A água, não custa lembrar, é vital para todas as espécies, diz José Sabino. “Contudo, para que a água doce continue disponível para os múltiplos usos (manutenção de processos ecológicos, consumo humano e lazer), é preciso preservar a vegetação que protege as áreas de mananciais e os banhados. Dentro de uma propriedade rural, por conta de seu valor estratégico, a água deve ser tratada com absoluto zelo, usando do melhor conhecimento técnico disponível para manutenção dos processos naturais”.

Em Bonito e Jardim os banhados são essenciais para a manutenção da qualidade de águas dos rios. E a preservação é o único caminho para sua perpetuidade.

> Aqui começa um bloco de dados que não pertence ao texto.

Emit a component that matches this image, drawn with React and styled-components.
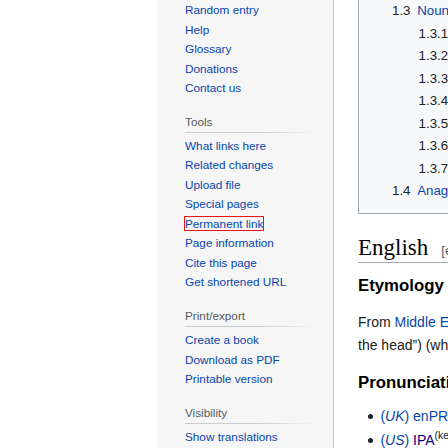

*Portaria Nº 421 publicada no Diário Oficial da União em 06 de novembro de 2017:

O MINISTRO DE ESTADO DO MEIO AMBIENTE, SUBSTITUTO, no uso das atribuições que lhe confere o art. 87, parágrafo único, inciso I, da Constituição, e considerando o que consta no Processo Administrativo no 00744.000570/2017-52 e Processo SEi! Nº 00000.009605/2017-00, resolve:

Art. 1º: Indicar prioridade para as ações descritas nas Portarias MMA no 09/2007 e no 223/2016, referentes às áreas descritas no Anexo desta Portaria, visando à criação de mosaicos de unidades de conservação, restauração e implementação de corredores ecológicos para conservação dos banhados e proteção das espécies ameaçadas de extinção.

Parágrafo único. O Ministério do Meio Ambiente solicitará ao Estado do Mato Grosso do Sul e aos Municípios de Bonito e Jardim que adotem as mesmas medidas contidas no caput.

Art. 2º: Esta Portaria entra em vigor na data de sua publicação.